Flamengo projeta modelo de clube-empresa comparado Bayern de Munique

Para especialista esta proposta de SAF é pouco provável

Mesmo ‘batendo na trave’ pela disputa de título do Campeonato Brasileiro, que terminou na última semana, e em outros campeonatos durante a temporada 2023, o Flamengo já planeja novas conquistas. O presidente do Rubro-Negro, Rodolfo Landim, tem por meta a construção de um estádio sem endividamento para o clube.

Para viabilizar esse projeto, Landim defendeu, em reunião com o grupo político União Rubro-Negra, a implementação de uma SAF nos moldes adotados pelo Bayern de Munique, que disputa a primeira divisão da Bundesliga, o Campeonato Alemão.

Na ocasião, ele explicou que o Bayern fez uma SAF para ter o próprio estádio – o Allianz Arena. No primeiro momento, o clube alemão tinha 100% da SAF e vendeu três pedaços de 8,3% dela. Continuou com 75,1% e, tendo esse percentual, permaneceu tendo o controle do que estava embaixo, o que traria uma estrutura de governança mais leve.

Na visão de Tiago Gomes, sócio do Ambiel Advogados e mestre em Direito Comercial, não seria possível comparar a proposta que a atual diretoria do Flamengo faz, de obtenção de recursos por meio da alienação de uma participação minoritária do capital social de uma SAF a ser criada pelo clube com a realidade do Bayern de Munique.

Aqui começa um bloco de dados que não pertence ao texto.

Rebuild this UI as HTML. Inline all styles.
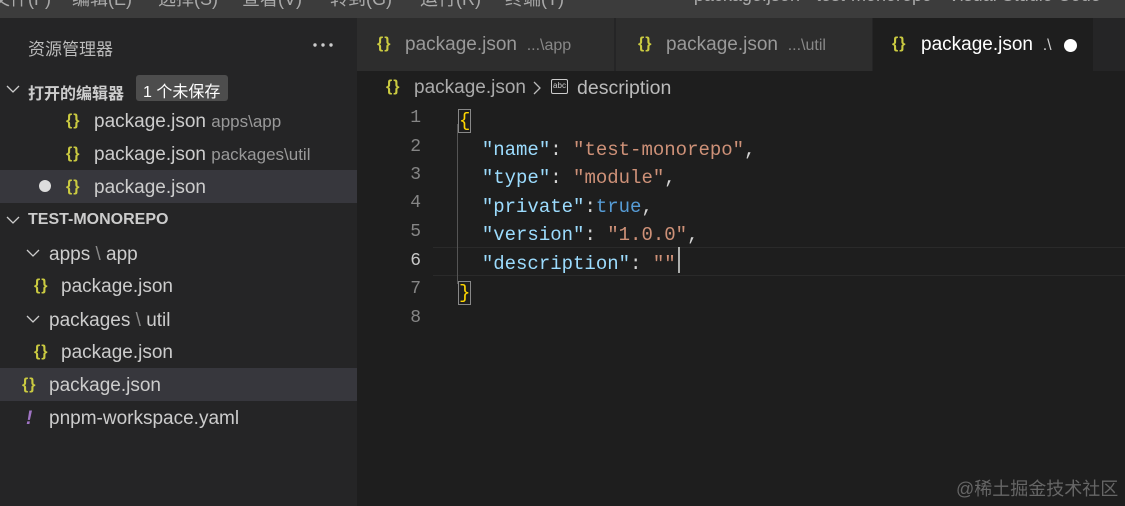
<!DOCTYPE html><html><head><meta charset="utf-8"><style>
*{margin:0;padding:0;box-sizing:border-box}
body{width:1125px;height:506px;overflow:hidden;background:#1e1e1e;font-family:"Liberation Sans","Noto Sans CJK SC",sans-serif;position:relative;color:#ccc}
.tb{position:absolute;left:0;top:0;width:1125px;height:18px;background:#3c3c3c;overflow:hidden}
.tb span{position:absolute;top:-15px;font-size:18px;color:#aaa}
.side{position:absolute;left:0;top:18px;width:357px;height:488px;background:#252526}
.a{position:absolute;white-space:nowrap;font-size:19px}
.br{color:#cbcb41;font-weight:bold;font-size:16px;letter-spacing:1px}
.row{position:absolute;left:0;width:357px;height:33px}
.tabs{position:absolute;left:357px;top:18px;width:768px;height:53px;background:#252526}
.tab{position:absolute;top:0;height:53px;background:#2d2d2d}
.ed{position:absolute;left:357px;top:71px;width:768px;height:435px;background:#1e1e1e}
.code{font-family:"Liberation Mono",monospace;font-size:19px;position:absolute;white-space:pre}
.k{color:#9cdcfe}.s{color:#ce9178}.b{color:#569cd6}
.ln{color:#858585;font-family:"Liberation Mono",monospace;font-size:18px;position:absolute;width:30px;text-align:right}
svg.ch{position:absolute;width:14px;height:14px}
</style></head><body>
<div class="tb">
<span style="left:-8px">文件(F)</span><span style="left:72px">编辑(E)</span><span style="left:158px">选择(S)</span><span style="left:242px">查看(V)</span><span style="left:330px">转到(G)</span><span style="left:420px">运行(R)</span><span style="left:505px">终端(T)</span>
<span style="left:678px">● package.json - test-monorepo - Visual Studio Code</span>
</div>
<div class="side">
<div class="a" style="left:28px;top:17px;font-size:17px;color:#bbb">资源管理器</div>
<svg style="position:absolute;left:312px;top:24px" width="22" height="6"><circle cx="3" cy="3" r="1.7" fill="#ccc"/><circle cx="11" cy="3" r="1.7" fill="#ccc"/><circle cx="19" cy="3" r="1.7" fill="#ccc"/></svg>
<svg class="ch" style="left:6px;top:64px" viewBox="0 0 14 14"><polyline points="1,4 7,10 13,4" fill="none" stroke="#ccc" stroke-width="1.3"/></svg>
<div class="a" style="left:28px;top:62px;font-size:16px;font-weight:bold;color:#ccc">打开的编辑器</div>
<div class="a" style="left:136px;top:57px;width:92px;height:26px;background:#4d4d4d;border-radius:3px;font-size:16px;color:#fff;padding:3px 0 0 7px">1 个未保存</div>
<div class="a br" style="left:66px;top:94px">{}</div><div class="a" style="left:94px;top:93px;color:#ccc">package.json <span style="font-size:17px;color:#999">apps\app</span></div>
<div class="a br" style="left:66px;top:127px">{}</div><div class="a" style="left:94px;top:126px;color:#ccc">package.json <span style="font-size:17px;color:#999">packages\util</span></div>
<div class="row" style="top:152px;background:#37373d"></div>
<div class="a" style="left:39px;top:162px;width:12px;height:12px;border-radius:6px;background:#ddd"></div>
<div class="a br" style="left:66px;top:160px">{}</div><div class="a" style="left:94px;top:159px;color:#ccc">package.json</div>
<svg class="ch" style="left:6px;top:195px" viewBox="0 0 14 14"><polyline points="1,4 7,10 13,4" fill="none" stroke="#ccc" stroke-width="1.3"/></svg>
<div class="a" style="left:28px;top:193px;font-size:16px;font-weight:bold;color:#ccc">TEST-MONOREPO</div>
<svg class="ch" style="left:26px;top:228px" viewBox="0 0 14 14"><polyline points="1,4 7,10 13,4" fill="none" stroke="#ccc" stroke-width="1.3"/></svg>
<div class="a" style="left:49px;top:226px">apps<span style="color:#888"> \ </span>app</div>
<div class="a br" style="left:34px;top:259px">{}</div><div class="a" style="left:61px;top:258px">package.json</div>
<svg class="ch" style="left:26px;top:294px" viewBox="0 0 14 14"><polyline points="1,4 7,10 13,4" fill="none" stroke="#ccc" stroke-width="1.3"/></svg>
<div class="a" style="left:49px;top:292px">packages<span style="color:#888"> \ </span>util</div>
<div class="a br" style="left:34px;top:325px">{}</div><div class="a" style="left:61px;top:324px">package.json</div>
<div class="row" style="top:350px;background:#37373d"></div>
<div class="a br" style="left:22px;top:358px">{}</div><div class="a" style="left:49px;top:357px">package.json</div>
<div class="a" style="left:26px;top:390px;color:#a074c4;font-weight:bold;font-style:italic">!</div><div class="a" style="left:49px;top:390px">pnpm-workspace.yaml</div>
</div>
<div class="tabs">
<div class="tab" style="left:0;width:258px;border-right:1px solid #252526"></div>
<div class="tab" style="left:259px;width:256px"></div>
<div class="tab" style="left:516px;width:220px;background:#1e1e1e"></div>
<div class="a br" style="left:20px;top:17px">{}</div><div class="a" style="left:48px;top:16px;color:#999">package.json <span style="font-size:16px;color:#888">&nbsp;...\app</span></div>
<div class="a br" style="left:281px;top:17px">{}</div><div class="a" style="left:309px;top:16px;color:#999">package.json <span style="font-size:16px;color:#888">&nbsp;...\util</span></div>
<div class="a br" style="left:535px;top:17px">{}</div><div class="a" style="left:564px;top:16px;color:#fff">package.json <span style="font-size:16px;color:#ccc">&nbsp;.\</span></div>
<div class="a" style="left:707px;top:21px;width:13px;height:13px;border-radius:7px;background:#fff"></div>
</div>
<div class="ed">
<div class="a br" style="left:29px;top:7px">{}</div>
<div class="a" style="left:57px;top:6px;color:#aaa">package.json</div>
<svg class="ch" style="left:173px;top:10px" viewBox="0 0 14 14"><polyline points="4,1 10,7 4,13" fill="none" stroke="#bbb" stroke-width="1.3"/></svg>
<div class="a" style="left:194px;top:8px;width:17px;height:15px;border:1.5px solid #ccc;border-radius:2px;font-size:8px;color:#ccc;text-align:center;line-height:11px">abc</div>
<div class="a" style="left:220px;top:6px;color:#bbb;font-size:19.5px">description</div>
<div style="position:absolute;left:76px;top:176px;width:692px;height:29px;border-top:1px solid #2a2a2a;border-bottom:1px solid #2a2a2a"></div>
<div style="position:absolute;left:100px;top:53px;width:1px;height:160px;background:#555"></div>
<div class="ln" style="left:34px;top:37px">1</div><div class="ln" style="left:34px;top:66px">2</div><div class="ln" style="left:34px;top:94px">3</div><div class="ln" style="left:34px;top:122px">4</div><div class="ln" style="left:34px;top:151px">5</div><div class="ln" style="left:34px;top:180px;color:#c6c6c6">6</div><div class="ln" style="left:34px;top:208px">7</div><div class="ln" style="left:34px;top:237px">8</div>
<div class="code" style="left:102px;top:36px;line-height:28.6px;color:#d4d4d4"><span style="color:#ffd700;outline:1px solid #888">{</span>
  <span class="k">"name"</span>: <span class="s">"test-monorepo"</span>,
  <span class="k">"type"</span>: <span class="s">"module"</span>,
  <span class="k">"private"</span>:<span class="b">true</span>,
  <span class="k">"version"</span>: <span class="s">"1.0.0"</span>,
  <span class="k">"description"</span>: <span class="s">""</span>
<span style="color:#ffd700;outline:1px solid #888">}</span></div>
<div style="position:absolute;left:321px;top:176px;width:2px;height:26px;background:#aeafad"></div>
<div class="a" style="left:599px;top:404px;font-size:18px;color:#666">@稀土掘金技术社区</div>
</div>
</body></html>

“O sistema alemão prevê expressamente que as associações permaneçam com 50% das ações das sociedades do futebol, o que não acontece aqui. E isso lá se deve a uma questão cultural do direito societário alemão do pós-guerra com a influência da co-gestão”, explica o advogado, reforçando que tal cenário resulta numa percepção do acionista minoritário com poderes efetivos na governança e capacidade de contribuir com mais do que simplesmente recursos financeiros.

O direito societário brasileiro, por outro lado, se desenvolveu a partir de uma intensa concentração econômica que resulta em concentração de capital social, e que, ao contrário de outros, acaba se tornando muito orientado ao interesse do controlador, com proteções pontuais aos direitos dos minoritários.

Tiago Gomes é especialista em Governança Corporativa no Esporte/Foto: Divulgação/M2 Comunicação Jurídica

“Por isso, falar em vender uma participação minoritária de uma SAF cujo controle permaneceria com o clube associativo dificilmente pode ser comparado com a realidade do direito alemão e do Bayern”, aponta Tiago Gomes.

Para que o modelo visado pela atual diretoria flamenguista pudesse ser viável, um eventual investidor teria que aceitar a posição do controlador que, permanecendo uma associação, estaria sujeita aos mesmos problemas e instabilidades políticas que são percebidas hoje.

Como explica o advogado, a “principal questão é que numa associação a alternância de poder político é percebida como um risco. Hoje a situação do Flamengo é de estabilidade e austeridade financeira, mas isso pode mudar se outro grupo político assumir e adotar comportamentos que são comuns em outros clubes e que eram vistos até pouco mais de dez anos atrás no próprio Flamengo. Um investimento societário não é feito pensando nos prazos de gestão política de uma associação, ainda mais porque a liquidez dessa participação é relativamente baixa. Isso pode ser um entrave.”

“Mas não quer dizer que o projeto não daria certo”, pondera o especialista. “Há um enorme apetite do mercado por investimentos no futebol e o Flamengo é uma marca que fala por si só, então é possível que haja investidores com apetite para esse risco e com disponibilidade para fazer o negócio acontecer”, acrescenta.

Mas para chegar minimamente perto dos arranjos que tornam os investimentos minoritários no Bayern – o que se convenciona chamar de “smart-money” – o advogado explica que seria necessário negociar cuidadosamente um acordo de acionistas que oferecesse essas condições ao minoritário, situação essa que também requereria que o clube associativo, por meio de seus órgãos de representação, estivesse disponível para isso.

“É um arranjo possível, mas mais complexo na nossa realidade jurídica e futebolística”, completou Gomes.